Last year, during one of our class performances, we messed up on a song, and one of our players took over the ending and did this really beautiful solo on the piano for a minute straight. One of the things that’s really helped us is that we know each other well now. In Orlando, a judge wanted us to make a riff based off of the melody that some of us were playing. Other members were asked to latch on to that riff. We knew instinctively who to listen to and who to latch onto. We know how to pick up for each other.
It shows that we are able to lean on each other and figure things out for ourselves.
Guitar • Where They Fit
Max Mendelsohn ʼ22
Majoring in Music Business at New York University
I was torn about whether to pursue music in college. It’s one thing to play music and learn about it in school, and it’s another to make it work in real life. I’m guessing it’s hard to find someone who isn’t at least a little nervous about fully committing themselves to music because it’s such a challenging career. But part of what made me want to commit is how much I loved the experience of being on these trips to different cities and immersing myself in that world.

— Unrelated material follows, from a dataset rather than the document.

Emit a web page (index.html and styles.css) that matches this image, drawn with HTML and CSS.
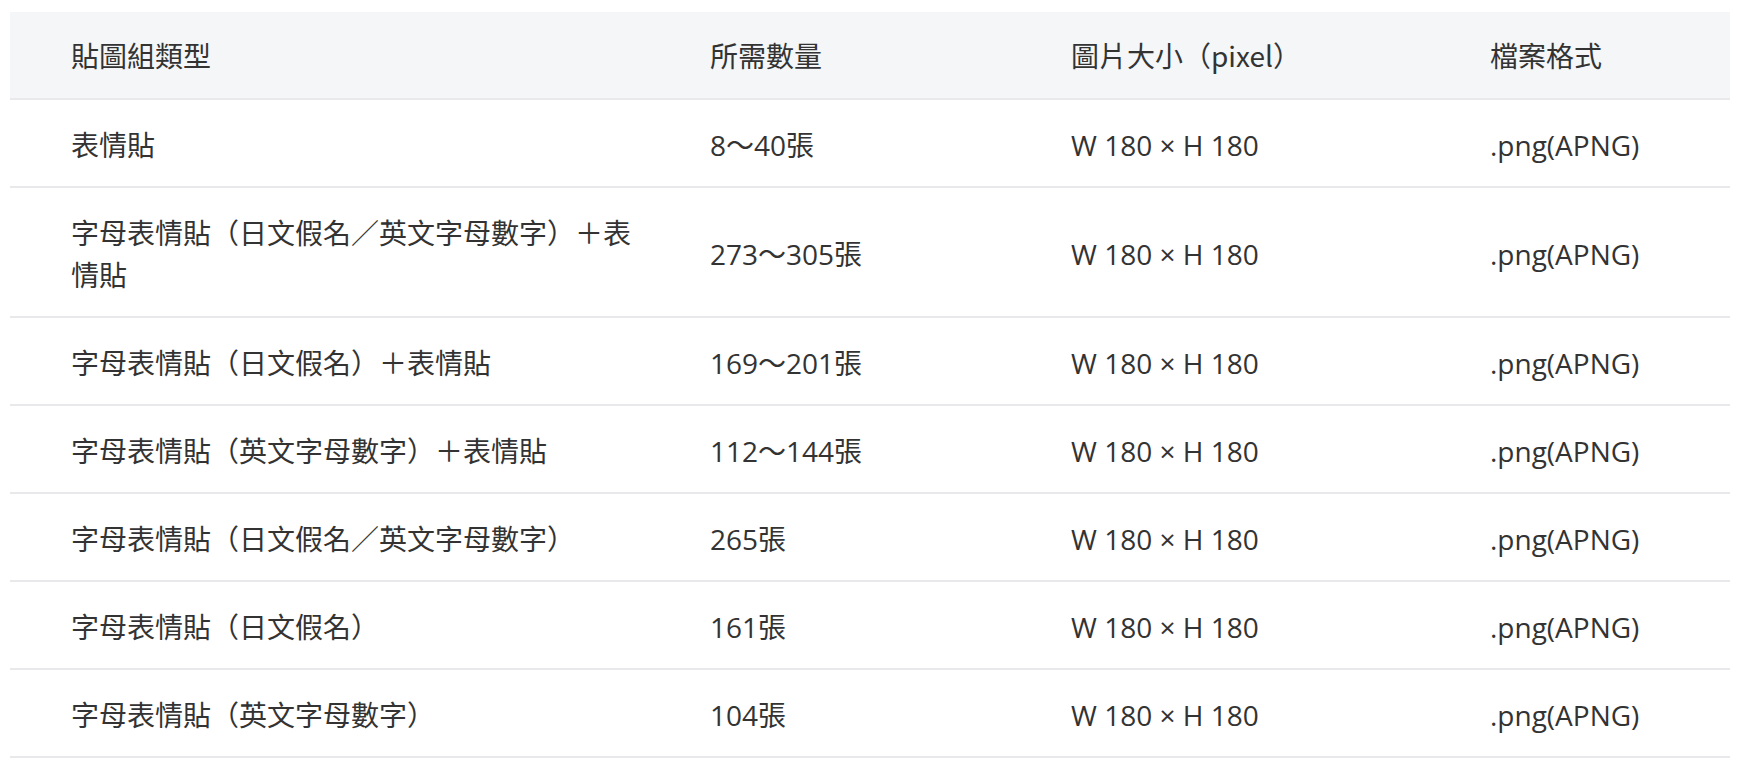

One memory that stands out is watching Wynton Marsalis rehearse with his big band [The Jazz at Lincoln Center Orchestra] in New York City. It really made me think about how my own band practiced back home. They had a band leader, and they were attacking different sections systematically. Everyone came prepared. It was a blueprint of how rehearsals should go. What I enjoyed about that experience is that I felt like I was getting a behind-the-scenes look at what it’s really like to be a musician.
The other fascinating element was watching the music network. Brad has so many friends in the jazz community, and watching him has taught me that you have to put yourself out there, meet other people, and learn from them. I’m trying to do that now that I’m doing gigs in real life and meeting so many other artists.
My big takeaway from all these trips is that the key to making it work in this business is to love the music. That’s what keeps you engaged and interested. That’s at the heart of everything.